Hotel occupancy in the third quarter rose 35.1 percent over the previous year, according to CBRE’s December 2021 edition of Hotel Horizons. ADR also saw gains, reaching 2019 nominal levels in the third quarter.
“CBRE expects ADR will continue to exceed 2019 levels, followed by a demand recovery in early 2023,” CBRE said in a statement. “Pent-up demand for leisure destinations, an increase in household personal savings and fewer constraints on availability compared with earlier in the pandemic contributed to the brisk pace of ADR recovery. The resumption of inbound international travel will help gateway markets regain occupancy in the coming year.”
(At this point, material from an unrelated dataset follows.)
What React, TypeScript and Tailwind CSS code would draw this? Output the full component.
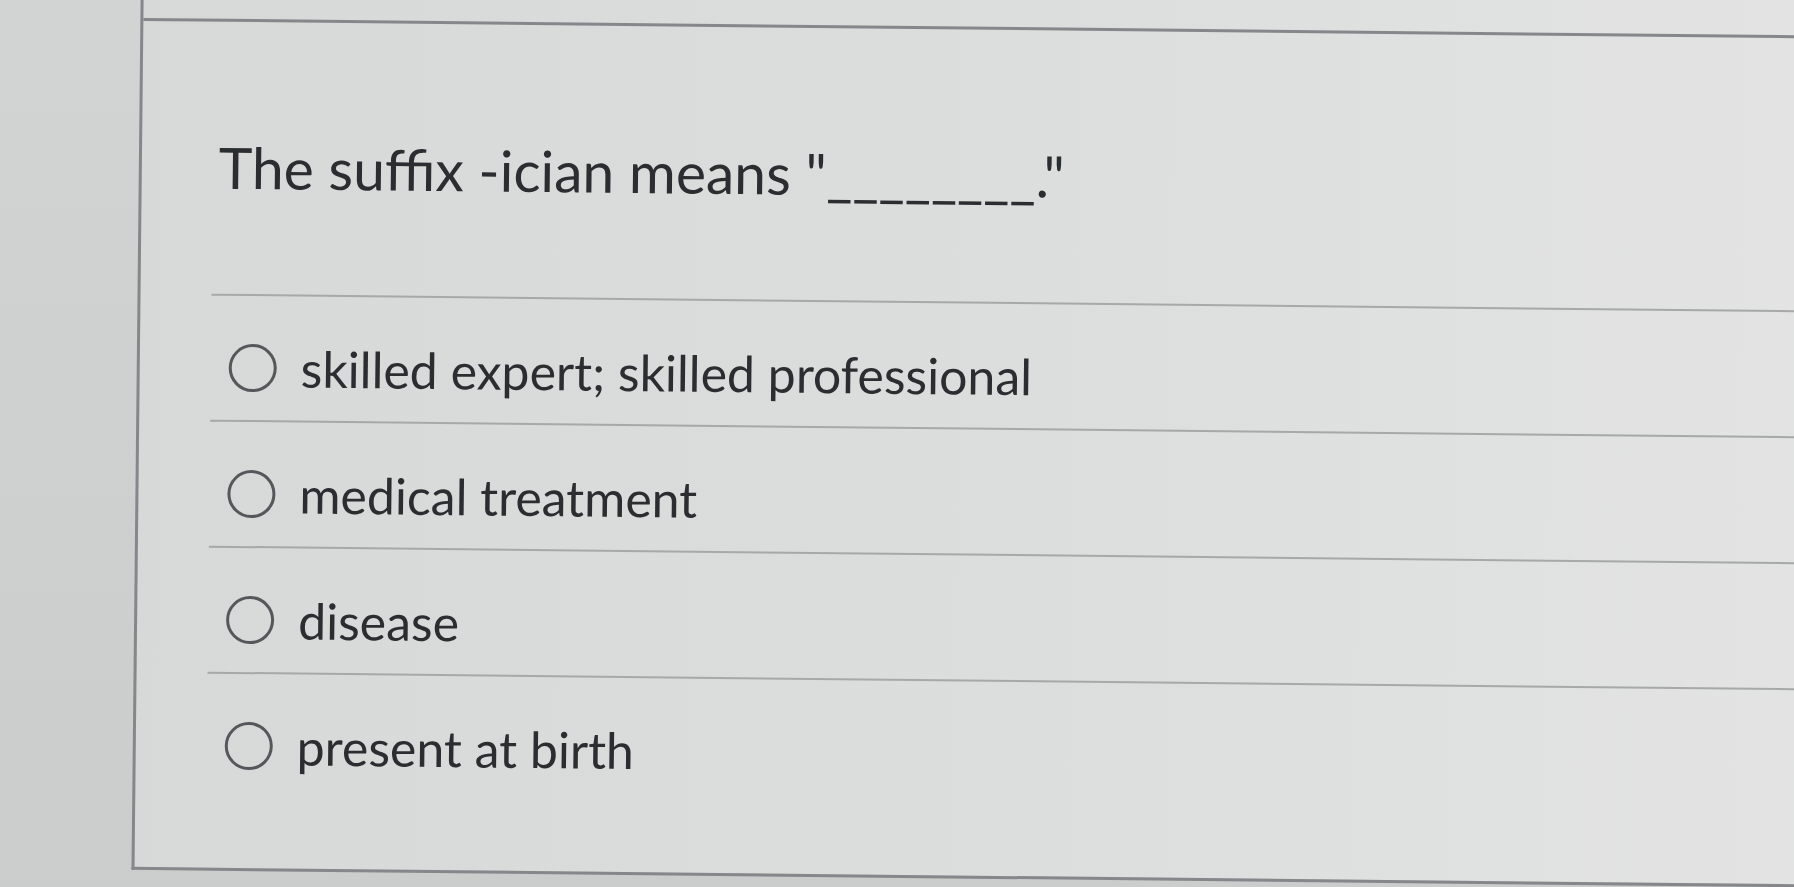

CBRE also expects existing hotels will benefit from below-average new construction elements, such as labor, that will restrict supply growth to 1.2 to 1.3 percent through 2025, below the long-run average of more than 2 percent.
Room rate will lead the hotel recovery, CBRE said, so that should be the focus for hotels’ revenue management efforts. This factor, along with staffing shortages, may keep occupancy from reaching the highs of the last cycle, but the research firm said an ADR-led rebound contributes to faster recovery of profits.
“Typically, when recovering from downturns, ADR growth lags occupancy gains,” said Rachael Rothman, CBRE’s head of hotel research and data analytics. “The trend has reversed this cycle, owing to strong leisure demand and a nascent recovery in corporate and group demand.”
The rise of Omicron and other pandemic concerns may dampen business, convention and large-group travel, CBRE said. Still, the firm said lower-cost, high-amenity markets will see a surge in those categories of travel in the second half of 2022 while denser urban markets with higher operational costs that depend more on international and large-group travel will be slower to recover.
“The continuing development of the Omicron variant as well as the potential for additional novel variants causes the uncertainty surrounding any forecast to remain elevated,” CBRE said. “While the hotel sector could face renewed travel restrictions, we expect higher occupancy levels from an increase in inbound international and business travel in 2022.”
CBRE previously forecast that the return of business travel may be delayed by the spread of the Delta variant.